Chevénementiste, l'auteur décortique la politique allemande et montre qu'elle est aux antipodes du fédéraliste. Européenne, oui, tant que l'Europe est au service de l'Allemagne. C'est sur un tel patriotisme que Nicolet voudrait que la France prenne modèle, et non sur un modèle économique de déflation salariale.
L'article montre comme l'Allemagne a poursuivi ses propres intérêts, sa réunification, la reconquête progressive de sa complète souveraineté, son succès économique au détriment de ses partenaires.
"La décision du tribunal constitutionnel de Karlsruhe du 30 juin 2009 fut historique. En affirmant "qu'il n'y avait pas de peuple européen", donc qu'il n'y avait pas de souveraineté et de démocratie européenne, les juges allemands ont déchiré l'écran de fumée et apporté de la clarté au débat. Aujourd'hui, Angela Merkel doit attendre que le Bundestag lui donne mandat de poursuivre les négociations à Bruxelles pour "sauver l'euro".
Il ajoute :
"L'Allemagne affiche donc avec bonheur que le lieu de la démocratie reste la nation et l'État qui est à son service. "
Par comparaison, il raille le projet de Sarkosy de convergence avec l'Allemagne :
"A la limite : pour qu'il n'y ait plus de problème en France, supprimons la France !"
Loin d'en vouloir à l'Allemagne pour sa politique de souveraineté nationale camouflée sous des dehors européistes, il propose de la prendre pour modèle, mais sur ce point seulement.

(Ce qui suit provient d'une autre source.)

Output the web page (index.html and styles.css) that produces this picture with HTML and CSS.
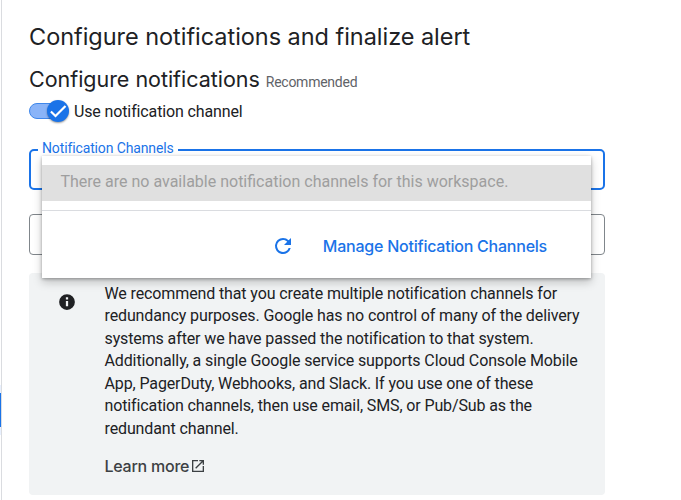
FILE: index.html
```
<!DOCTYPE html>
<html lang="en"><head><meta charset="utf-8"><title>Configure notifications</title><link rel="stylesheet" href="styles.css"></head>
<body>
<div class="rail"><span class="rail-mark"></span></div>
<main>
<h1>Configure notifications and finalize alert</h1>
<h2><span>Configure notifications</span><small>Recommended</small></h2>
<div class="toggle-row"><span class="track"><span class="thumb"><svg viewBox="0 0 24 24"><path d="M3.500 12.500l5.500 5.500L21 6" fill="none" stroke="#fff" stroke-width="2.600"/></svg></span></span><span class="toggle-label">Use notification channel</span></div>
<div class="field active"><span class="field-label">Notification Channels</span>
<div class="menu"><div class="empty">There are no available notification channels for this workspace.</div>
<div class="actions"><svg class="refresh" viewBox="0 0 24 24"><path d="M17.65 6.35A7.96 7.96 0 0 0 12 4a8 8 0 1 0 7.73 10h-2.08A6 6 0 1 1 12 6c1.66 0 3.14.69 4.22 1.78L13 11h7V4z"/></svg><a class="manage">Manage Notification Channels</a></div></div></div>
<div class="field second"></div>
<section class="info"><svg class="info-icon" viewBox="0 0 24 24"><path d="M12 1.500a10.500 10.500 0 1 0 0 21 10.500 10.500 0 0 0 0-21zm1.500 16h-3v-7h3zm0-9h-3v-3h3z"/></svg>
<div class="copy"><p>We recommend that you create multiple notification channels for<br>redundancy purposes. Google has no control of many of the delivery<br>systems after we have passed the notification to that system.<br>Additionally, a single Google service supports Cloud Console Mobile<br>App, PagerDuty, Webhooks, and Slack. If you use one of these<br>notification channels, then use email, SMS, or Pub/Sub as the<br>redundant channel.</p>
<a class="learn"><span>Learn more</span><svg viewBox="0 0 24 24"><path d="M19 19H5V5h7V3H3v18h18v-9h-2zM14 3v2h3.600l-9.800 9.800 1.400 1.400L19 6.400V10h2V3z"/></svg></a></div></section>
</main></body></html>
```
FILE: styles.css
```
*{box-sizing:border-box}
body{margin:0;width:681px;height:500px;overflow:hidden;background:#fff;display:flex;font-family:Roboto,sans-serif;color:#202124}
.rail{width:2px;height:500px;border-right:1px solid #dadce0;padding-top:385px;flex:none}
.rail-mark{display:block;width:1px;height:50px;background:#1a73e8;border:solid #e8f0fe;border-width:8px 0}
main{width:576px;margin-left:27px;padding-top:21px}
h1,h2{margin:0;white-space:nowrap}
h1{font:400 23.500px/32px Inter,sans-serif;letter-spacing:-.04px}
h2{display:flex;align-items:baseline;gap:6px;font:400 21.500px/32px Inter,sans-serif;letter-spacing:-.03px;margin-top:10px}
small{font:400 14px/20px Roboto,sans-serif;letter-spacing:-.25px;color:#5f6368}
.toggle-row{display:flex;align-items:center;height:24px;margin-top:4px}
.track{width:36px;height:16px;border:1px solid #3f87eb;border-radius:8px;background:#8ab4f8;display:flex;align-items:center;justify-content:flex-end}
.thumb{width:22px;height:22px;flex:none;border-radius:50%;background:#1a73e8;margin-right:-5px;display:grid;place-items:center;box-shadow:0 1px 2px rgba(0,0,0,.4)}
.thumb svg{width:20px}
.toggle-label{font-size:16px;margin-left:9px;letter-spacing:-.13px}
.field{position:relative;height:41px;border:1px solid #80868b;border-radius:4px}
.active{margin-top:26px;border:2px solid #1a73e8;border-radius:5px}
.field-label{position:absolute;left:7px;top:-12px;padding:0 4px;background:#fff;color:#1a73e8;font-size:14px;line-height:18px;letter-spacing:-.13px;white-space:nowrap}
.menu{position:absolute;z-index:2;left:11px;top:5px;width:549px;height:122px;background:#fff;padding-top:9px;box-shadow:0 4px 9px rgba(0,0,0,.22),0 1px 3px rgba(0,0,0,.3)}
.empty{height:36px;line-height:33px;background:#e0e0e0;color:#9e9e9e;padding-left:18.500px;font-size:16px;white-space:nowrap}
.actions{margin-top:9px;border-top:1px solid #dadce0;height:68px;display:flex;align-items:center;justify-content:flex-end;padding:3px 44px 0 0;color:#1a73e8}
.refresh{width:24px;fill:currentColor;margin-right:28px}
.manage{font:500 16px/24px Inter,sans-serif;letter-spacing:-.23px;white-space:nowrap}
.second{margin-top:24px}
.info{margin-top:18px;background:#f1f3f4;border-radius:4px;height:222px;display:flex;padding:9.500px 0 0 29px}
.info-icon{width:18px;height:18px;margin-top:10.500px;flex:none;fill:#202124}
.copy{margin-left:28.500px}
p{font-size:16px;line-height:22.500px;letter-spacing:-.12px;margin:0;white-space:nowrap}
.learn{display:flex;align-items:center;gap:1px;margin-top:15px;font:500 16px/22px Inter,sans-serif;letter-spacing:-.24px;color:#3c4043}
.learn svg{width:16px;height:16px;fill:#3c4043}
```
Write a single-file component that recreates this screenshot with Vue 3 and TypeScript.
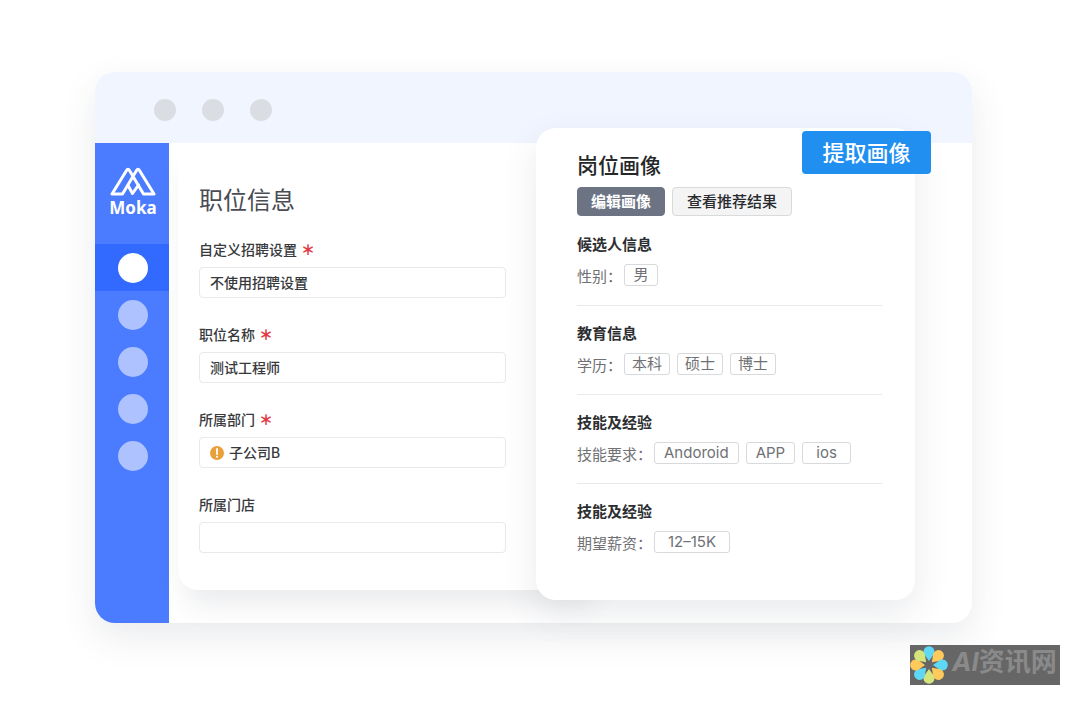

Nucléaire : aurons-nous froid à Noël à cause de nos voisins allemands ? par Jacques Foos
La notalité critique à l'égard de l'Allemagne, déjà perceptible dans les articles précédents, prend une dimension supplémentaire avec l'article de Jacques Foos, puisque nos voisins sont accusés, rien de moins, de nous préparer un Noël glacial.
En effet, ils ont pris la décision unilatérale de fermer des centrales nucléaires.
Or, la production d'électricité est interconnecée en Europe, si bien que c'est nous qui pourrions manquer de cette électricité que l'Allemagne, autrement, nous aurait vendue.